Sexting
How Risky is Online Sexting by Minors?
Open Access: No.
Abstract
What proportion of minors who engage in sexting find themselves involved in an episode of image abuse? The data come from a US nationally representative sample of 2639 respondents aged 18–28 reporting about experiences before the age of 18, of whom 23% had engaged in sexting as minors. Among those who sexted the rate of image abuse was 37%, a risk ratio of 13.2 compared to those who did not engage in sexting. For females who sexted the victimization rate was particularly high, but sexting increased risk for females and males. Among the minors who only sexted occasionally (vs those who sexted frequently) the rate of abuse was still high (35%) and the reduction in risk modest. When we controlled for other background and demographic risk factors like adversities and prior sexual abuse, it did not substantially reduce the large risk entailed with sexting.
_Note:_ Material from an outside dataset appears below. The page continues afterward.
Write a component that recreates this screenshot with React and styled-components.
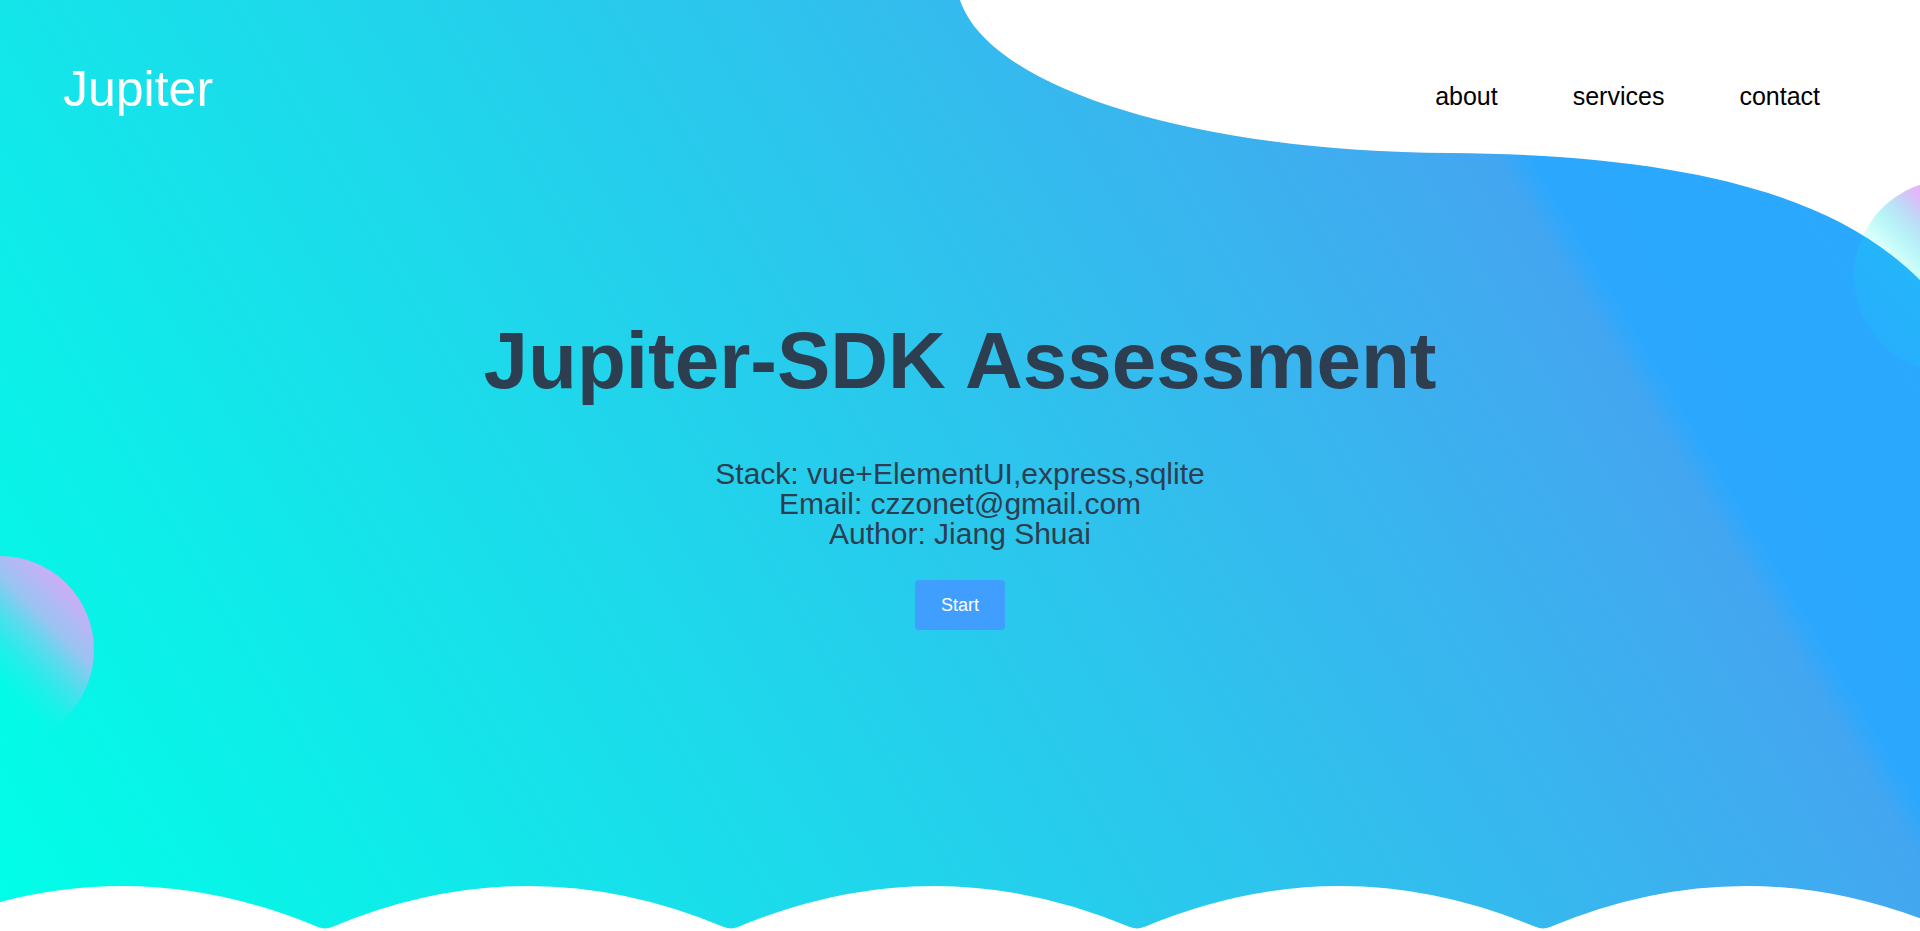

Various harm reduction strategies may be needed to supplement messages about dangers and risks.
Relevance
Almost one-quarter of the sample (23.3%) had engaged in sexting before the age of 18. The rate of image victimization for the sexters was 37.2%; for non-sexters it was 2.8%. Females were four times more likely to be victimized (13.65 vs. 4.03%).
“The findings from this study suggest that sexting – the sharing of self-made sexual images – was very risky. Over one third of those youth who shared such self-images reported an abusive image episode… . Females had substantially higher image abuse risk than males.”